Published online by Cambridge University Press: 10 November 2010
COMPLETE PENNSYLVANIAN CRINOIDS
As one drives across the seemingly featureless till plains of central Illinois, geology and fossils typically do not come to mind. This is corn and soybean country. The ground is a rich, black soil; rocks are not part of the picture. Remarkably, however, rich Palaeozoic fossiliferous beds lie beneath these glacial deposits. The most famous is the Mazon Creek soft-bodied Lagerstätte, but these Pennsylvanian strata have also yielded an exceptional crinoid fauna from the LaSalle Limestone. By the standards of the faunas described in this book, this locality may not seem exceptional, but it is an exceedingly important fauna because it was one of the first Pennsylvanian crinoid faunas described principally from complete crowns (Fig. 165).
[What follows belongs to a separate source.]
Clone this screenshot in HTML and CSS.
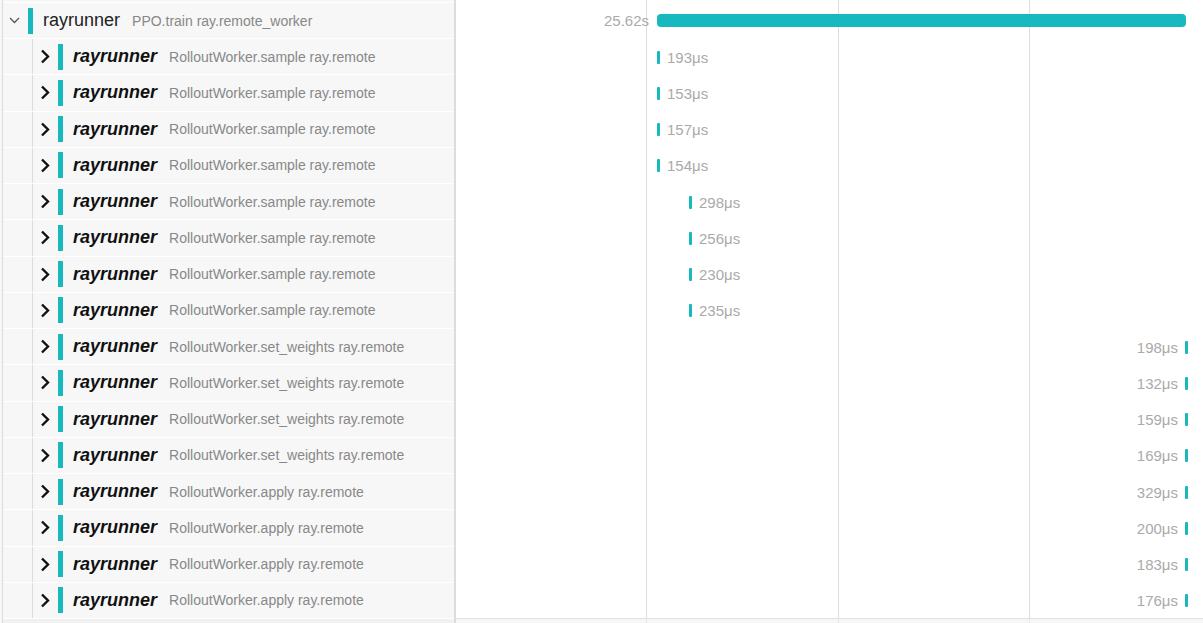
FILE: index.html
```html
<!DOCTYPE html>
<html>
<head>
<meta charset="utf-8">
<link rel="stylesheet" href="styles.css">
</head>
<body>
<div class="view">
  <div class="tree">
    <div class="row head">
      <svg class="chev-down" width="11" height="7" viewBox="0 0 11 7"><path d="M1 1 L5.5 5.5 L10 1" fill="none" stroke="#555" stroke-width="1.3"/></svg>
      <span class="mark"></span>
      <span class="name">rayrunner</span>
      <span class="op">PPO.train ray.remote_worker</span>
    </div>
    <div class="row child"><div class="inner"><svg class="chev" width="10" height="15" viewBox="0 0 10 15"><path d="M2 1.5 L8 7.5 L2 13.5" fill="none" stroke="#111" stroke-width="2.4"/></svg><span class="mark"></span><span class="cname">rayrunner</span><span class="op">RolloutWorker.sample ray.remote</span></div></div>
    <div class="row child"><div class="inner"><svg class="chev" width="10" height="15" viewBox="0 0 10 15"><path d="M2 1.5 L8 7.5 L2 13.5" fill="none" stroke="#111" stroke-width="2.4"/></svg><span class="mark"></span><span class="cname">rayrunner</span><span class="op">RolloutWorker.sample ray.remote</span></div></div>
    <div class="row child"><div class="inner"><svg class="chev" width="10" height="15" viewBox="0 0 10 15"><path d="M2 1.5 L8 7.5 L2 13.5" fill="none" stroke="#111" stroke-width="2.4"/></svg><span class="mark"></span><span class="cname">rayrunner</span><span class="op">RolloutWorker.sample ray.remote</span></div></div>
    <div class="row child"><div class="inner"><svg class="chev" width="10" height="15" viewBox="0 0 10 15"><path d="M2 1.5 L8 7.5 L2 13.5" fill="none" stroke="#111" stroke-width="2.4"/></svg><span class="mark"></span><span class="cname">rayrunner</span><span class="op">RolloutWorker.sample ray.remote</span></div></div>
    <div class="row child"><div class="inner"><svg class="chev" width="10" height="15" viewBox="0 0 10 15"><path d="M2 1.5 L8 7.5 L2 13.5" fill="none" stroke="#111" stroke-width="2.4"/></svg><span class="mark"></span><span class="cname">rayrunner</span><span class="op">RolloutWorker.sample ray.remote</span></div></div>
    <div class="row child"><div class="inner"><svg class="chev" width="10" height="15" viewBox="0 0 10 15"><path d="M2 1.5 L8 7.5 L2 13.5" fill="none" stroke="#111" stroke-width="2.4"/></svg><span class="mark"></span><span class="cname">rayrunner</span><span class="op">RolloutWorker.sample ray.remote</span></div></div>
    <div class="row child"><div class="inner"><svg class="chev" width="10" height="15" viewBox="0 0 10 15"><path d="M2 1.5 L8 7.5 L2 13.5" fill="none" stroke="#111" stroke-width="2.4"/></svg><span class="mark"></span><span class="cname">rayrunner</span><span class="op">RolloutWorker.sample ray.remote</span></div></div>
    <div class="row child"><div class="inner"><svg class="chev" width="10" height="15" viewBox="0 0 10 15"><path d="M2 1.5 L8 7.5 L2 13.5" fill="none" stroke="#111" stroke-width="2.4"/></svg><span class="mark"></span><span class="cname">rayrunner</span><span class="op">RolloutWorker.sample ray.remote</span></div></div>
    <div class="row child"><div class="inner"><svg class="chev" width="10" height="15" viewBox="0 0 10 15"><path d="M2 1.5 L8 7.5 L2 13.5" fill="none" stroke="#111" stroke-width="2.4"/></svg><span class="mark"></span><span class="cname">rayrunner</span><span class="op">RolloutWorker.set_weights ray.remote</span></div></div>
    <div class="row child"><div class="inner"><svg class="chev" width="10" height="15" viewBox="0 0 10 15"><path d="M2 1.5 L8 7.5 L2 13.5" fill="none" stroke="#111" stroke-width="2.4"/></svg><span class="mark"></span><span class="cname">rayrunner</span><span class="op">RolloutWorker.set_weights ray.remote</span></div></div>
    <div class="row child"><div class="inner"><svg class="chev" width="10" height="15" viewBox="0 0 10 15"><path d="M2 1.5 L8 7.5 L2 13.5" fill="none" stroke="#111" stroke-width="2.4"/></svg><span class="mark"></span><span class="cname">rayrunner</span><span class="op">RolloutWorker.set_weights ray.remote</span></div></div>
    <div class="row child"><div class="inner"><svg class="chev" width="10" height="15" viewBox="0 0 10 15"><path d="M2 1.5 L8 7.5 L2 13.5" fill="none" stroke="#111" stroke-width="2.4"/></svg><span class="mark"></span><span class="cname">rayrunner</span><span class="op">RolloutWorker.set_weights ray.remote</span></div></div>
    <div class="row child"><div class="inner"><svg class="chev" width="10" height="15" viewBox="0 0 10 15"><path d="M2 1.5 L8 7.5 L2 13.5" fill="none" stroke="#111" stroke-width="2.4"/></svg><span class="mark"></span><span class="cname">rayrunner</span><span class="op">RolloutWorker.apply ray.remote</span></div></div>
    <div class="row child"><div class="inner"><svg class="chev" width="10" height="15" viewBox="0 0 10 15"><path d="M2 1.5 L8 7.5 L2 13.5" fill="none" stroke="#111" stroke-width="2.4"/></svg><span class="mark"></span><span class="cname">rayrunner</span><span class="op">RolloutWorker.apply ray.remote</span></div></div>
    <div class="row child"><div class="inner"><svg class="chev" width="10" height="15" viewBox="0 0 10 15"><path d="M2 1.5 L8 7.5 L2 13.5" fill="none" stroke="#111" stroke-width="2.4"/></svg><span class="mark"></span><span class="cname">rayrunner</span><span class="op">RolloutWorker.apply ray.remote</span></div></div>
    <div class="row child"><div class="inner"><svg class="chev" width="10" height="15" viewBox="0 0 10 15"><path d="M2 1.5 L8 7.5 L2 13.5" fill="none" stroke="#111" stroke-width="2.4"/></svg><span class="mark"></span><span class="cname">rayrunner</span><span class="op">RolloutWorker.apply ray.remote</span></div></div>
    <div class="foot"></div>
  </div>
  <div class="timeline">
    <div class="trow head">
      <div class="span left" style="left:149px"><span class="dur">25.62s</span><span class="bigbar" style="width:529px"></span></div>
    </div>
    <div class="trow"><div class="span" style="left:201px"><span class="tick"></span><span class="dur">193μs</span></div></div>
    <div class="trow"><div class="span" style="left:201px"><span class="tick"></span><span class="dur">153μs</span></div></div>
    <div class="trow"><div class="span" style="left:201px"><span class="tick"></span><span class="dur">157μs</span></div></div>
    <div class="trow"><div class="span" style="left:201px"><span class="tick"></span><span class="dur">154μs</span></div></div>
    <div class="trow"><div class="span" style="left:233px"><span class="tick"></span><span class="dur">298μs</span></div></div>
    <div class="trow"><div class="span" style="left:233px"><span class="tick"></span><span class="dur">256μs</span></div></div>
    <div class="trow"><div class="span" style="left:233px"><span class="tick"></span><span class="dur">230μs</span></div></div>
    <div class="trow"><div class="span" style="left:233px"><span class="tick"></span><span class="dur">235μs</span></div></div>
    <div class="trow"><div class="span rev" style="right:15px"><span class="tick"></span><span class="dur">198μs</span></div></div>
    <div class="trow"><div class="span rev" style="right:15px"><span class="tick"></span><span class="dur">132μs</span></div></div>
    <div class="trow"><div class="span rev" style="right:15px"><span class="tick"></span><span class="dur">159μs</span></div></div>
    <div class="trow"><div class="span rev" style="right:15px"><span class="tick"></span><span class="dur">169μs</span></div></div>
    <div class="trow"><div class="span rev" style="right:15px"><span class="tick"></span><span class="dur">329μs</span></div></div>
    <div class="trow"><div class="span rev" style="right:15px"><span class="tick"></span><span class="dur">200μs</span></div></div>
    <div class="trow"><div class="span rev" style="right:15px"><span class="tick"></span><span class="dur">183μs</span></div></div>
    <div class="trow"><div class="span rev" style="right:15px"><span class="tick"></span><span class="dur">176μs</span></div></div>
    <div class="foot"></div>
  </div>
</div>
</body>
</html>
```
FILE: styles.css
```css
html, body {
  margin: 0;
  padding: 0;
  background: #fff;
  height: 100%;
  overflow: hidden;
}
body {
  font-family: "Liberation Sans", Arial, sans-serif;
}
.view {
  display: flex;
  width: 1203px;
  height: 623px;
}
.tree {
  width: 452px;
  flex: none;
  background: #f7f7f7;
  padding-left: 2px;
  padding-top: 2px;
  border-right: 2px solid #dcdcdc;
  position: relative;
  background-image: linear-gradient(#dcdcdc, #dcdcdc);
  background-size: 1px 100%;
  background-position: 2px 0;
  background-repeat: no-repeat;
}
.row {
  box-sizing: border-box;
  border-top: 1px solid #fff;
  margin-left: 1px;
  display: flex;
  align-items: center;
}
.row.head {
  height: 36px;
  padding-left: 6px;
}
.chev-down {
  display: block;
  flex: none;
}
.mark {
  width: 5px;
  height: 26px;
  background: #17b8be;
  flex: none;
}
.row.head .mark {
  margin-left: 8px;
}
.name {
  margin-left: 10px;
  font-size: 18px;
  color: #222;
}
.op {
  margin-left: 12px;
  font-size: 14px;
  color: #888;
  white-space: nowrap;
}
.row.child {
  height: 36.25px;
  align-items: stretch;
}
.inner {
  margin-left: 29px;
  border-left: 1px solid #dcdcdc;
  display: flex;
  align-items: center;
  padding-left: 7px;
  flex: 1;
}
.chev {
  display: block;
  flex: none;
}
.row.child .mark {
  margin-left: 8px;
}
.cname {
  margin-left: 10px;
  font-size: 18px;
  font-weight: bold;
  font-style: italic;
  color: #111;
}
.tree .foot {
  border-top: 1px solid #fff;
  height: 5px;
  margin-left: 1px;
  background: #f1f1f1;
}
.timeline {
  flex: 1;
  position: relative;
  background-image:
    linear-gradient(#dedede, #dedede),
    linear-gradient(#dedede, #dedede),
    linear-gradient(#dedede, #dedede);
  background-size: 1px 100%, 1px 100%, 1px 100%;
  background-position: 190px 0, 382px 0, 573px 0;
  background-repeat: no-repeat;
}
.trow {
  position: relative;
  box-sizing: border-box;
  height: 36.25px;
}
.trow.head {
  height: 38px;
}
.span {
  position: absolute;
  top: 2px;
  bottom: 0;
  display: flex;
  align-items: center;
}
.span.rev {
  flex-direction: row-reverse;
}
.trow.head .span {
  top: 2px;
}
.tick {
  width: 3px;
  height: 13px;
  border-radius: 1px;
  background: #17b8be;
  flex: none;
}
.dur {
  font-size: 15px;
  color: #aaa;
  margin-left: 7px;
  white-space: nowrap;
}
.span.rev .dur {
  margin-left: 0;
  margin-right: 7px;
}
.span.left {
  width: 581px;
  justify-content: flex-end;
}
.span.left .dur {
  margin: 0 8px 0 0;
}
.bigbar {
  height: 13px;
  border-radius: 4px;
  background: #17b8be;
  flex: none;
}
.timeline .foot {
  border-top: 1px solid #e0e0e0;
  height: 5px;
  background: rgba(240, 240, 240, 0.6);
}
```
Most crinoid faunas younger than the Middle Mississippian are dominated by cladid inadunates; and especially in the Pennsylvanian, crinoids are rarely preserved with arms. The majority of Pennsylvanian crinoids are found only as bowl- and saucer-shaped isolated aboral cups, so LaSalle crinoids offer an important glimpse of Late Palaeozoic cups with articulated arms.
CYCLICAL SEDIMENTATION
The Pennsylvanian of the midcontinental United States was represented by cyclical sedimentation and is well known for extensive and economically important coal deposits. Individual cycles are called cyclothems (in England, the Coal Measures), and each cyclothem has alternating marine and non-marine facies. In Illinois, cyclothems are composed of substantial portions of both marine and non-marine facies, whereas to the east non-marine facies dominated and to the west marine facies dominated.